One of the current crazes at my son’s school is squishy toys that slowly regain their shape after you scrunch them up. I think they originally took off in Japan and most of them seem to be food with cute faces, but the one he picked out to spend his allowance on was a penguin in a tiger suit. He named it Icicle Jones. Looking at that serious little face peeking out from the stripy orange tiger hood, I feel a certain kinship with Icicle Jones. As RuPaul says, we’re all born naked and the rest is drag.
This month I decided to take a break from playing video games in an effort to focus more on creating things, and instead I ended up filling the void with binge watching episodes of RuPaul’s Drag Race. I think I got sucked in partly by the fabulousness of drag itself, and partly because it’s fascinating to watch people come face to face with how other people see them and try to reconcile it with their own self-image. I realize that’s always an element of competition-based reality shows, but there are just so many layers when you throw drag into the mix. In addition to who they are in real life and their persona as a performer, each contestant has a fully formed drag character who they’re expecting other people to read in a particular way. The format of the show forces everyone to publicly commit to a story of themselves and then play it out against the people around them.
Of course a big part of it is how the footage is cut and I have no idea how much of the story arc is created after the fact or staged, but the finished product highlights the places where story and reality fail to sync up. Sometimes it’s that their drag persona isn’t hitting the note they think it does, like when “upbeat and bubbly with a vintage aesthetic” comes off as “manic and wearing her grandmother’s housecoat.” That’s personal, because who they are in drag is also a big part of who they are, but it’s a failure to perform in an area that they usually have a clear sense is a performance. When it’s about how they’re behaving off the stage, some of them are able to see that as a kind of performance as well but others, well…freak out.

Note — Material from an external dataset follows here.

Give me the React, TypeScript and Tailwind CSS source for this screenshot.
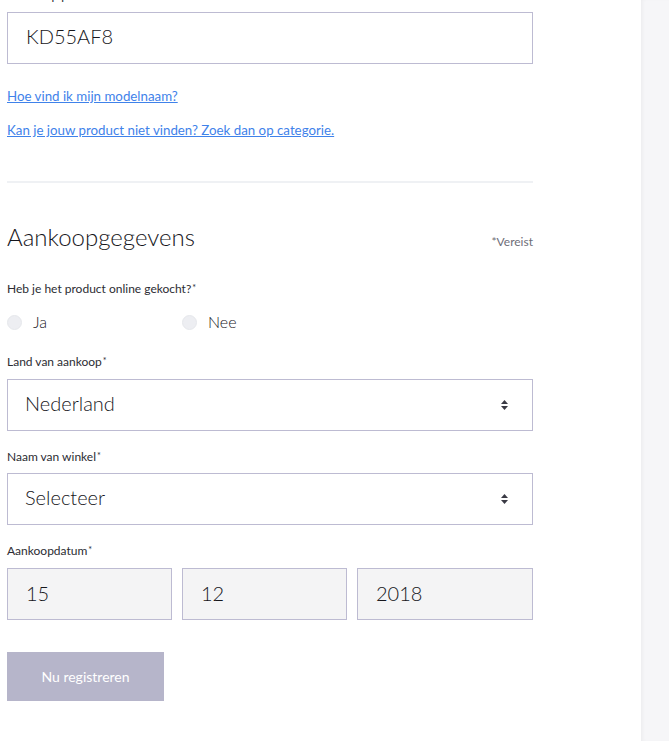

What I’ve noticed is that the people who can’t accept it when who they think they are isn’t how other people see them are highly likely to end up Lip Syncing for their Lives. It’s left me pondering the distance between who we are, who we want to be, and who we want to be seen as. It seems to me that they’re distinctly different things that unfortunately don’t necessarily overlap. I think we all have an aspirational self – who we want to be in our heart of hearts – and we’d love other people to see us that way, but if that’s not who we are then we have a choice to accept it or fake it. (Or live in denial, see above re: Lip Syncing for your Life).
The funny thing though, is that it doesn’t actually seem like how people feel about us has as much to do with how close we are to being our aspirational selves as it does with how realistic we are about where we’re at. For instance, maybe you aspire to be on time and probably your friends would prefer that, but if you keep planning to meet them places and leaving them standing around waiting because you want to be the kind of person who would be there on time they’re going to be upset. If you admit you’re temporally challenged and plan to meet them at home ahead of time so they can do whatever they want while they wait, odds are they’ll be fine with it.
I think most people want to be seen as reasonable and sane, but it’s more important to be realistic and honest. It means taking the scary leap of letting other people tell us how they really feel about who we are, and sometimes that answer might confirm our worst fears that they don’t think we’re good enough. Sometimes they might even be right that we could or should be trying harder, but often they’ll accept us as we are because they like us and they’re not perfect either, or because what we think of as a big deal isn’t even that important to them. If we’re busy trying to fool other people about who we are, or worse yet fool ourselves, how can we ever really be sure we’re loved?
Icicle Jones’ tiger drag makes me think of cartoons where animals keep unzipping their animal costumes and other animals step out, like Ralph E. Wolf and Sam Sheepdog in Chuck Jones’ cartoon short A Sheep in the Deep (1962). Ralph catches a sheep which unzips its suit to reveal Sam, then Ralph unzips his suit to reveal a sheep, Sam unzips into Ralph and round they go, getting skinnier each time. All clothes and gender are a performance, it’s just that some people aren’t willing to acknowledge that normative gender is still arbitrary and performative. Take 18th century men’s fashion with powdered wigs and stockings, for instance, or the fact that pink used to be considered a masculine color and boy babies were dressed in frilly lace nighties. It’s like Dr. Seuss’ Star Bellied Sneetches – we just pick a set of rules and you’re only okay if you play by them, but it doesn’t really matter what they are and they change over time.
Icicle Jones is adorable and exactly who he is, whether he’s dressed like a tiger or totally naked. To quote RuPaul one more time, it’s never been the clothes that make the man.
alex MacFadyen’s favorite animal zipper suit is Gir from Invader Zim.
“The funny thing though, is that it doesn’t actually seem like how people feel about us has as much to do with how close we are to being our aspirational selves as it does with how realistic we are about where we’re at.”
Very much yes. I also think about how desperation to be one’s aspirational self can lead us to unintentionally try to use other people as mirrors who confirm that we are, indeed, who we want to be or who we imagine ourselves as.